■ **Extracted records**
----

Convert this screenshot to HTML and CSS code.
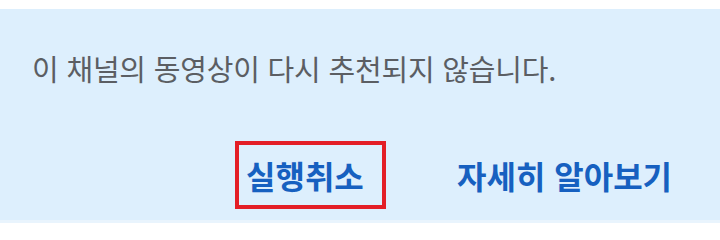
FILE: index.html
```html
<!DOCTYPE html>
<html lang="ko">
<head>
<meta charset="utf-8">
<link rel="stylesheet" href="styles.css">
</head>
<body>
<div class="top-strip"></div>
<div class="panel">
  <p class="message">이 채널의 동영상이 다시 추천되지 않습니다.</p>
  <div class="actions">
    <button class="action undo">실행취소</button>
    <button class="action learn">자세히 알아보기</button>
  </div>
</div>
<div class="bottom-strip"></div>
</body>
</html>
```

FILE: styles.css
```css
html, body {
  margin: 0;
  padding: 0;
  background: #ffffff;
  width: 720px;
  height: 223px;
  overflow: hidden;
  font-family: "Noto Sans CJK KR", "Noto Sans", sans-serif;
}

.top-strip {
  height: 9px;
  background: #ffffff;
}

.panel {
  height: 211px;
  background: #ddeffd;
  display: flex;
  flex-direction: column;
  box-sizing: border-box;
  padding: 0 0 0 32px;
}

.bottom-strip {
  height: 3px;
  background: #e9f4fd;
}

.message {
  margin: 0;
  padding-top: 41px;
  font-size: 29px;
  line-height: 36px;
  color: #5b5e63;
  letter-spacing: -0.2px;
}

.actions {
  display: flex;
  justify-content: flex-start;
  align-items: center;
  gap: 71px;
  margin-top: 55px;
  padding-left: 203px;
}

.action {
  font-family: inherit;
  background: transparent;
  border: none;
  padding: 0;
  margin: 0;
  font-size: 32px;
  font-weight: 700;
  color: #1660c0;
  line-height: 40px;
  cursor: pointer;
  text-align: left;
  white-space: nowrap;
}

.undo {
  border: 4px solid #e31e26;
  padding: 10px 0 10px 7px;
  width: 151px;
  height: 68px;
  box-sizing: border-box;
}
```
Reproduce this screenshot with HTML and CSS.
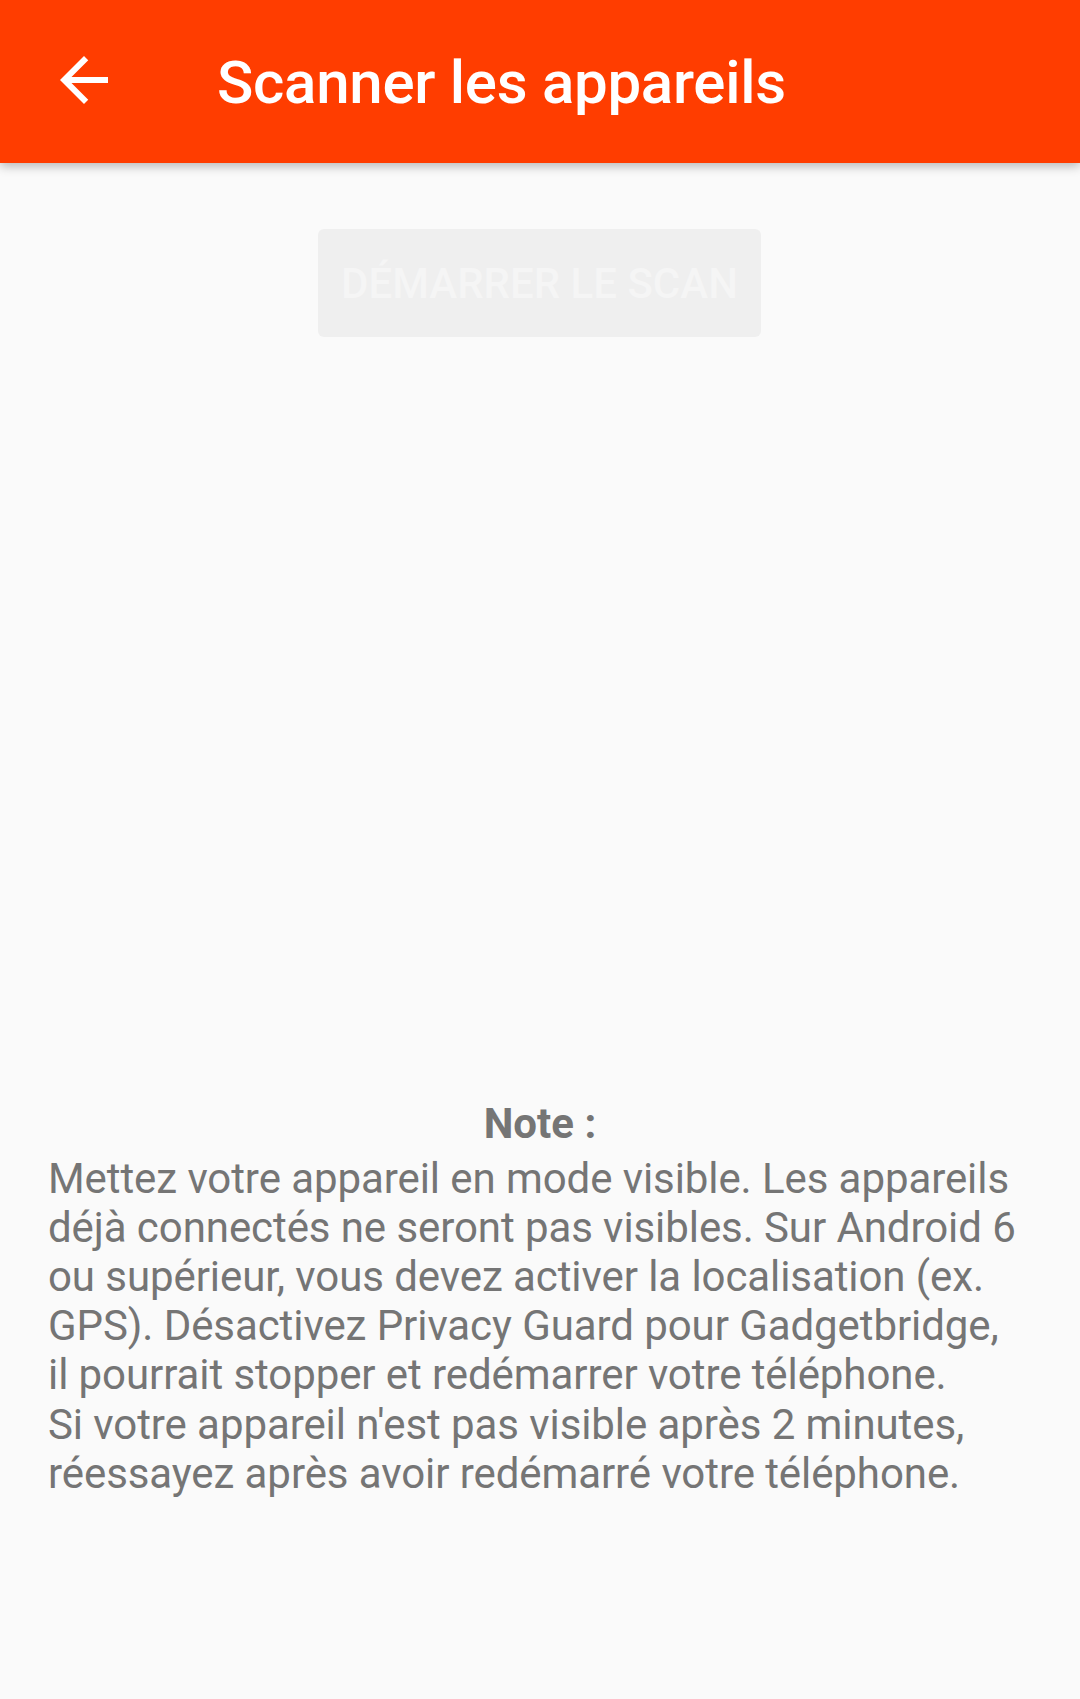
FILE: index.html
```html
<!DOCTYPE html>
<html lang="fr">
<head>
<meta charset="utf-8">
<title>Scanner les appareils</title>
<link rel="stylesheet" href="styles.css">
</head>
<body>
<div class="screen">
  <header class="toolbar">
    <button class="back" aria-label="Retour">
      <svg viewBox="0 0 24 24" width="72" height="72"><path fill="#fff" d="M20 11H7.83l5.59-5.59L12 4l-8 8 8 8 1.41-1.41L7.83 13H20v-2z"/></svg>
    </button>
    <h1 class="title">Scanner les appareils</h1>
  </header>
  <main class="content">
    <div class="scan-row">
      <button class="scan-btn" disabled>Démarrer le scan</button>
    </div>
    <div class="device-list"></div>
    <section class="note">
      <div class="note-title">Note :</div>
      <p class="note-body">Mettez votre appareil en mode visible. Les appareils<br>déjà connectés ne seront pas visibles. Sur Android 6<br>ou supérieur, vous devez activer la localisation (ex.<br>GPS). Désactivez Privacy Guard pour Gadgetbridge,<br>il pourrait stopper et redémarrer votre téléphone.<br>Si votre appareil n'est pas visible après 2 minutes,<br>réessayez après avoir redémarré votre téléphone.</p>
    </section>
  </main>
</div>
</body>
</html>
```
FILE: styles.css
```css
* { box-sizing: border-box; }
html, body { margin: 0; padding: 0; }
body {
  background: #fafafa;
  font-family: Roboto, "Noto Sans", sans-serif;
}
.screen {
  width: 1080px;
  height: 1699px;
  display: flex;
  flex-direction: column;
  overflow: hidden;
}
.toolbar {
  height: 163px;
  flex: none;
  background: #ff3d00;
  display: flex;
  align-items: center;
  box-shadow: 0 3px 10px rgba(0,0,0,0.28);
  position: relative;
  z-index: 1;
}
.back {
  width: 72px;
  height: 72px;
  margin-left: 48px;
  margin-top: -3px;
  padding: 0;
  border: 0;
  background: none;
  display: flex;
}
.title {
  margin: 2px 0 0 97px;
  color: #fff;
  font-size: 60px;
  font-weight: 500;
  line-height: 1;
  letter-spacing: -0.28px;
}
.content {
  flex: 1;
  display: flex;
  flex-direction: column;
}
.scan-row {
  display: flex;
  justify-content: center;
  padding-top: 66px;
}
.scan-btn {
  width: 443px;
  height: 108px;
  margin-left: -1px;
  border: 0;
  border-radius: 6px;
  background: #efefef;
  color: #f5f5f5;
  font-family: Roboto, "Noto Sans", sans-serif;
  font-size: 42px;
  font-weight: 500;
  text-transform: uppercase;
  padding: 0;
}
.device-list { flex: 1; }
.note {
  padding: 0 48px 201px 48px;
  color: #757575;
  font-size: 42px;
}
.note-title {
  text-align: center;
  font-weight: 700;
  line-height: 49px;
  margin-bottom: 6px;
}
.note-body {
  margin: 0;
  white-space: nowrap;
  line-height: 49.2px;
  letter-spacing: -0.08px;
}
```
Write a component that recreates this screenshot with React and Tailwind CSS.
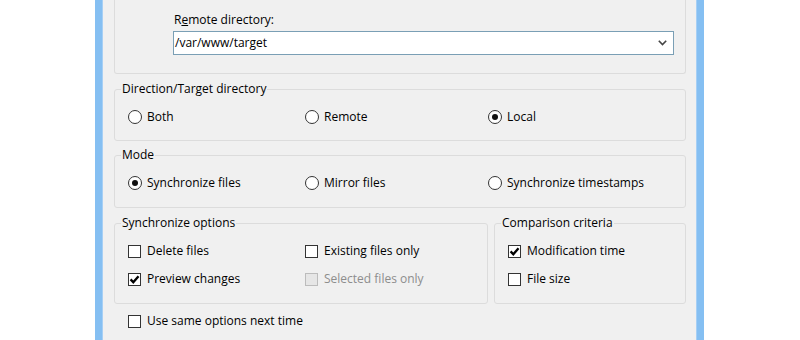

----

■ **Task details**
All of the records above must be copied exactly, except for the pictures.

■ **Task result**
Convert this screenshot to HTML and CSS code.
FILE: index.html
```html
<!DOCTYPE html>
<html lang="ko">
<head>
<meta charset="utf-8">
<link rel="stylesheet" href="styles.css">
</head>
<body>
<div class="top-strip"></div>
<div class="panel">
  <p class="message">이 채널의 동영상이 다시 추천되지 않습니다.</p>
  <div class="actions">
    <button class="action undo">실행취소</button>
    <button class="action learn">자세히 알아보기</button>
  </div>
</div>
<div class="bottom-strip"></div>
</body>
</html>
```

FILE: styles.css
```css
html, body {
  margin: 0;
  padding: 0;
  background: #ffffff;
  width: 720px;
  height: 223px;
  overflow: hidden;
  font-family: "Noto Sans CJK KR", "Noto Sans", sans-serif;
}

.top-strip {
  height: 9px;
  background: #ffffff;
}

.panel {
  height: 211px;
  background: #ddeffd;
  display: flex;
  flex-direction: column;
  box-sizing: border-box;
  padding: 0 0 0 32px;
}

.bottom-strip {
  height: 3px;
  background: #e9f4fd;
}

.message {
  margin: 0;
  padding-top: 41px;
  font-size: 29px;
  line-height: 36px;
  color: #5b5e63;
  letter-spacing: -0.2px;
}

.actions {
  display: flex;
  justify-content: flex-start;
  align-items: center;
  gap: 71px;
  margin-top: 55px;
  padding-left: 203px;
}

.action {
  font-family: inherit;
  background: transparent;
  border: none;
  padding: 0;
  margin: 0;
  font-size: 32px;
  font-weight: 700;
  color: #1660c0;
  line-height: 40px;
  cursor: pointer;
  text-align: left;
  white-space: nowrap;
}

.undo {
  border: 4px solid #e31e26;
  padding: 10px 0 10px 7px;
  width: 151px;
  height: 68px;
  box-sizing: border-box;
}
```
Reproduce this screenshot with HTML and CSS.
FILE: index.html
```html
<!DOCTYPE html>
<html lang="fr">
<head>
<meta charset="utf-8">
<title>Scanner les appareils</title>
<link rel="stylesheet" href="styles.css">
</head>
<body>
<div class="screen">
  <header class="toolbar">
    <button class="back" aria-label="Retour">
      <svg viewBox="0 0 24 24" width="72" height="72"><path fill="#fff" d="M20 11H7.83l5.59-5.59L12 4l-8 8 8 8 1.41-1.41L7.83 13H20v-2z"/></svg>
    </button>
    <h1 class="title">Scanner les appareils</h1>
  </header>
  <main class="content">
    <div class="scan-row">
      <button class="scan-btn" disabled>Démarrer le scan</button>
    </div>
    <div class="device-list"></div>
    <section class="note">
      <div class="note-title">Note :</div>
      <p class="note-body">Mettez votre appareil en mode visible. Les appareils<br>déjà connectés ne seront pas visibles. Sur Android 6<br>ou supérieur, vous devez activer la localisation (ex.<br>GPS). Désactivez Privacy Guard pour Gadgetbridge,<br>il pourrait stopper et redémarrer votre téléphone.<br>Si votre appareil n'est pas visible après 2 minutes,<br>réessayez après avoir redémarré votre téléphone.</p>
    </section>
  </main>
</div>
</body>
</html>
```
FILE: styles.css
```css
* { box-sizing: border-box; }
html, body { margin: 0; padding: 0; }
body {
  background: #fafafa;
  font-family: Roboto, "Noto Sans", sans-serif;
}
.screen {
  width: 1080px;
  height: 1699px;
  display: flex;
  flex-direction: column;
  overflow: hidden;
}
.toolbar {
  height: 163px;
  flex: none;
  background: #ff3d00;
  display: flex;
  align-items: center;
  box-shadow: 0 3px 10px rgba(0,0,0,0.28);
  position: relative;
  z-index: 1;
}
.back {
  width: 72px;
  height: 72px;
  margin-left: 48px;
  margin-top: -3px;
  padding: 0;
  border: 0;
  background: none;
  display: flex;
}
.title {
  margin: 2px 0 0 97px;
  color: #fff;
  font-size: 60px;
  font-weight: 500;
  line-height: 1;
  letter-spacing: -0.28px;
}
.content {
  flex: 1;
  display: flex;
  flex-direction: column;
}
.scan-row {
  display: flex;
  justify-content: center;
  padding-top: 66px;
}
.scan-btn {
  width: 443px;
  height: 108px;
  margin-left: -1px;
  border: 0;
  border-radius: 6px;
  background: #efefef;
  color: #f5f5f5;
  font-family: Roboto, "Noto Sans", sans-serif;
  font-size: 42px;
  font-weight: 500;
  text-transform: uppercase;
  padding: 0;
}
.device-list { flex: 1; }
.note {
  padding: 0 48px 201px 48px;
  color: #757575;
  font-size: 42px;
}
.note-title {
  text-align: center;
  font-weight: 700;
  line-height: 49px;
  margin-bottom: 6px;
}
.note-body {
  margin: 0;
  white-space: nowrap;
  line-height: 49.2px;
  letter-spacing: -0.08px;
}
```
Write a component that recreates this screenshot with React and Tailwind CSS.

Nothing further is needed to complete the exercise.